A new main terminal at National Airport would be closer to the Metro station under preliminary plans being considered by the Metropolitan Washington Airports Authority, a board member said yesterday.

Renovation plans developed by board members and a design firm call for the terminal to be built on the site of the existing north terminal, and to be connected to the subway station by a pedestrian walkway over a new two-level roadway.

The entrance to the new building would lie just 192 feet from the Metro station.

Four lanes of traffic and 430 feet now separate the station from the north terminal. The station is about three-quarters of a mile from the old main terminal, which houses the ticketing and gate operations of most airlines at the airport.

The old main terminal, which opened in 1941, would be refurbished.
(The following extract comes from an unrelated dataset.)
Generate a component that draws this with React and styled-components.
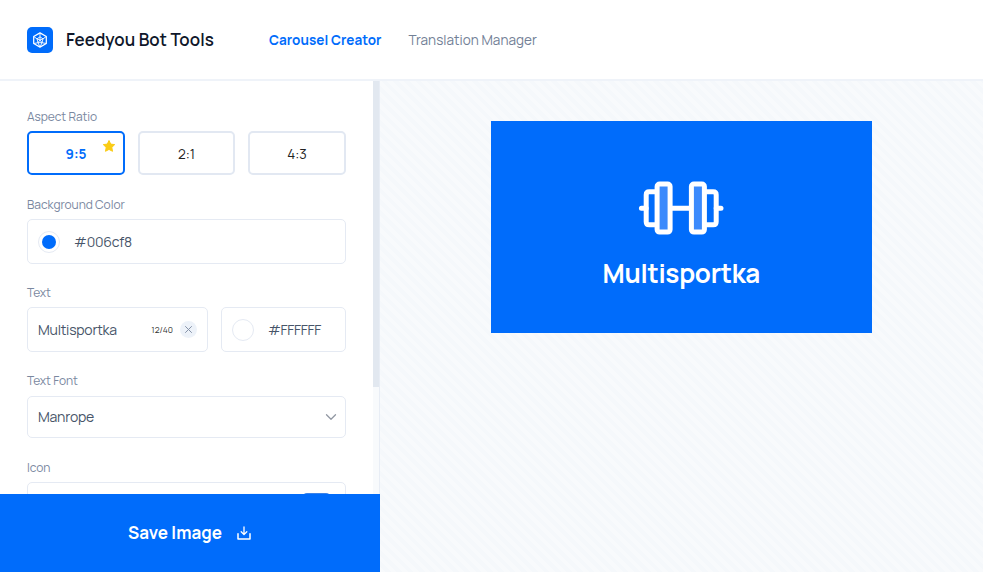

The north terminal, which is used by two airlines, would be demolished.

"This is exactly what we need to do," board Chairman Linwood Holton Jr. said during a meeting yesterday. Holton has long complained of the distance separating the Metro station from the terminal used by most passengers.
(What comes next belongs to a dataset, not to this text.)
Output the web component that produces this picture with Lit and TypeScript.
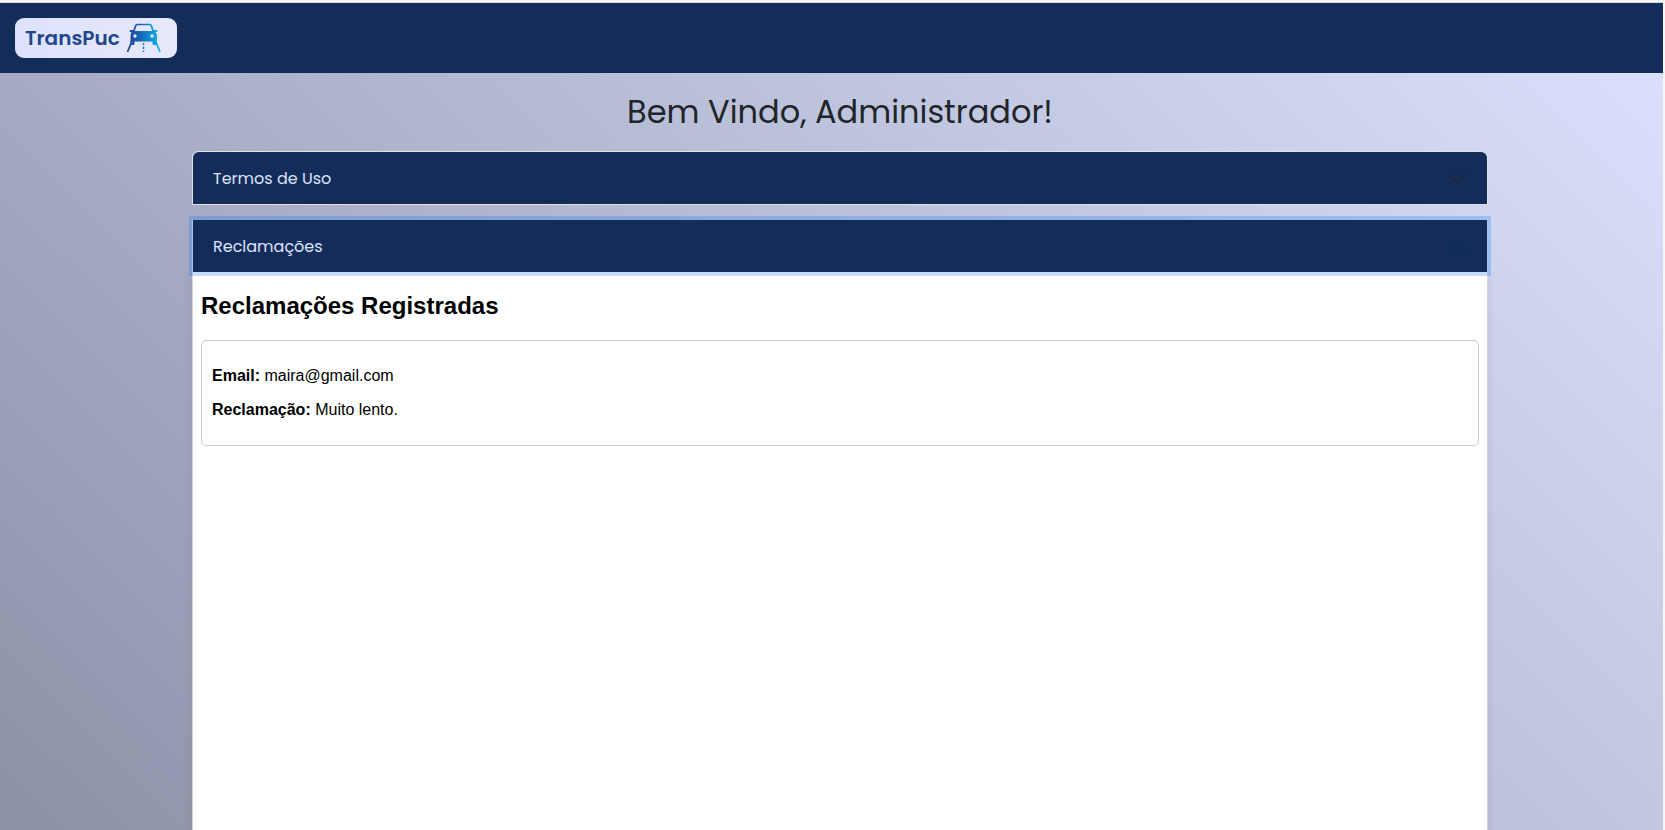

The preliminary plans could change in many ways before the board adopts a formal master plan for the airport's $280 million rehabilitation.
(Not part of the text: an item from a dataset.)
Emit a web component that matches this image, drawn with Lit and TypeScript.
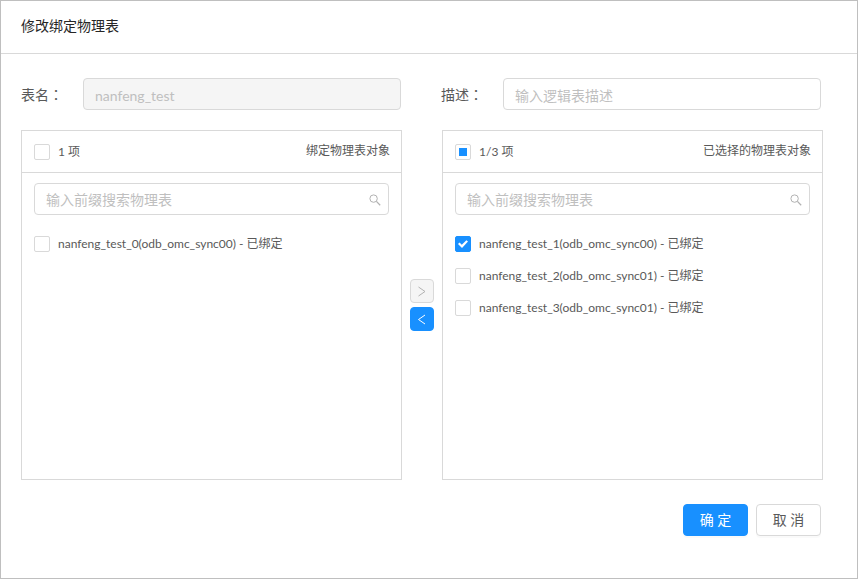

A proposed master plan for Dulles International Airport's $420 million renovation and expansion has been altered to include moving sidewalks along the center sections of the 1,600-foot-long midfield terminals, said Carrington Williams, chairman of the board's Planning Committee.

If the plan is adopted, an underground train will carry travelers from the main terminal to entrances placed at the midpoint of each midfield terminal. Board members had expressed concerns about the 800-foot distance from the entrances to the farthest gates, particularly for the elderly and passengers carrying children and baggage.

In a separate action, the board appointed four senators to the nine-member congressional review board that must approve the airports authority's major actions.

The board members appointed the only nominees submitted by the Senate's president pro tem -- Majority Leader Robert C. Byrd (D-W.Va.), Nancy L. Kassebaum (R-Kan.), Ted Stevens (R-Alaska) and Ernest F. Hollings (D-S.C.) -- to staggered terms ranging from two to six years.

Hollings was one of the most vocal congressional opponents of the legislation that allowed federally owned National and Dulles to be leased and operated by a local authority.